## Source material
--- --- ---

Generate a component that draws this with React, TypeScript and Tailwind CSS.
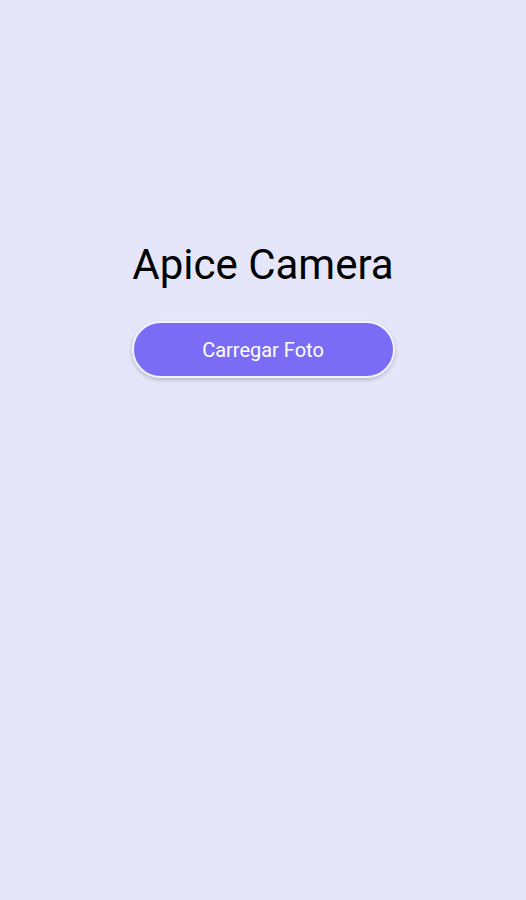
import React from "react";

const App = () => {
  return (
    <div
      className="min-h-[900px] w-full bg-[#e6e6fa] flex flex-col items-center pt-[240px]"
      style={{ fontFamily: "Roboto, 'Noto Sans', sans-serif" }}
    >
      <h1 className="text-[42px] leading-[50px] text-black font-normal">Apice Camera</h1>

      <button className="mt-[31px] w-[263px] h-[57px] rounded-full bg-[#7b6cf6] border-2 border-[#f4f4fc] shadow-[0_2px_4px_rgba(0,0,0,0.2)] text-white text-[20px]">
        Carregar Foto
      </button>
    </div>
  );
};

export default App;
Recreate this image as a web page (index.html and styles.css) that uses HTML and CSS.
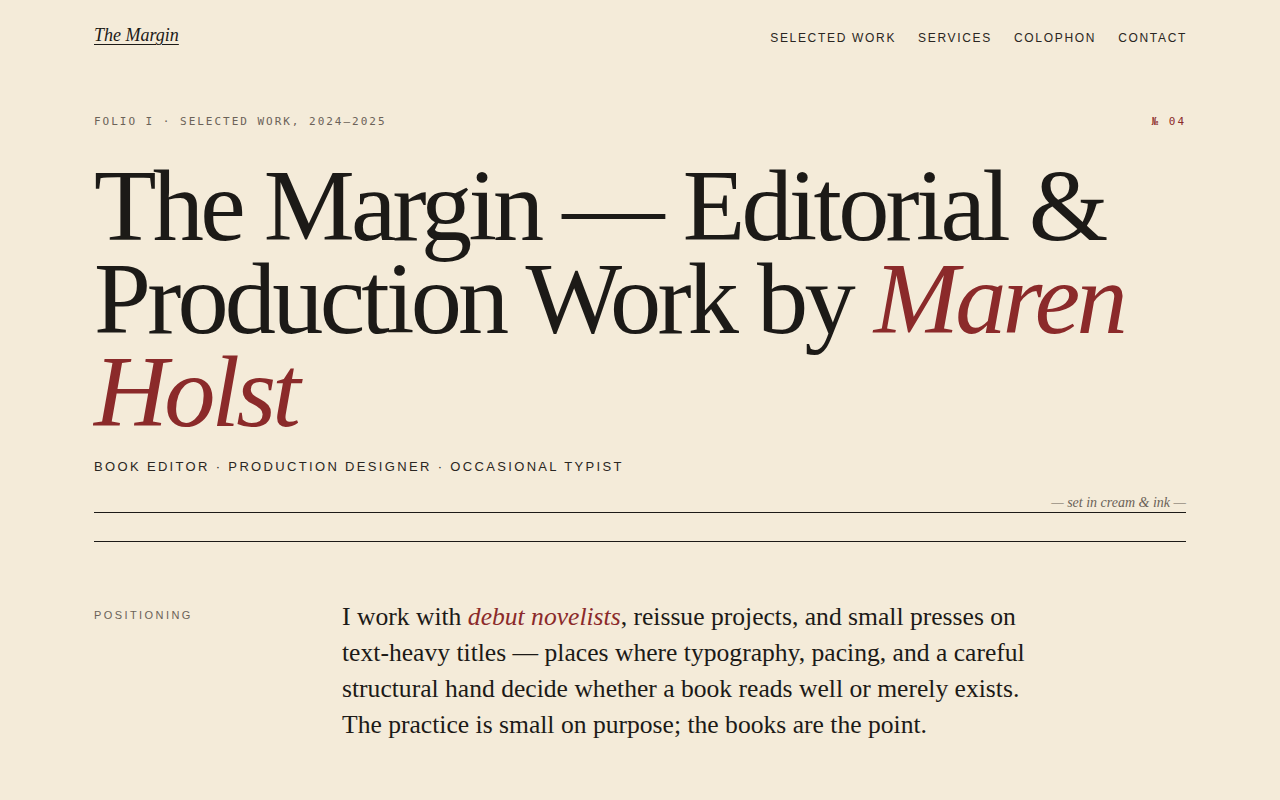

--- --- ---

Without the pictures, reproduce every line of the records above exactly.

Generate a component that draws this with React, TypeScript and Tailwind CSS.
import React from "react";

const App = () => {
  return (
    <div
      className="min-h-[900px] w-full bg-[#e6e6fa] flex flex-col items-center pt-[240px]"
      style={{ fontFamily: "Roboto, 'Noto Sans', sans-serif" }}
    >
      <h1 className="text-[42px] leading-[50px] text-black font-normal">Apice Camera</h1>

      <button className="mt-[31px] w-[263px] h-[57px] rounded-full bg-[#7b6cf6] border-2 border-[#f4f4fc] shadow-[0_2px_4px_rgba(0,0,0,0.2)] text-white text-[20px]">
        Carregar Foto
      </button>
    </div>
  );
};

export default App;
Recreate this image as a web page (index.html and styles.css) that uses HTML and CSS.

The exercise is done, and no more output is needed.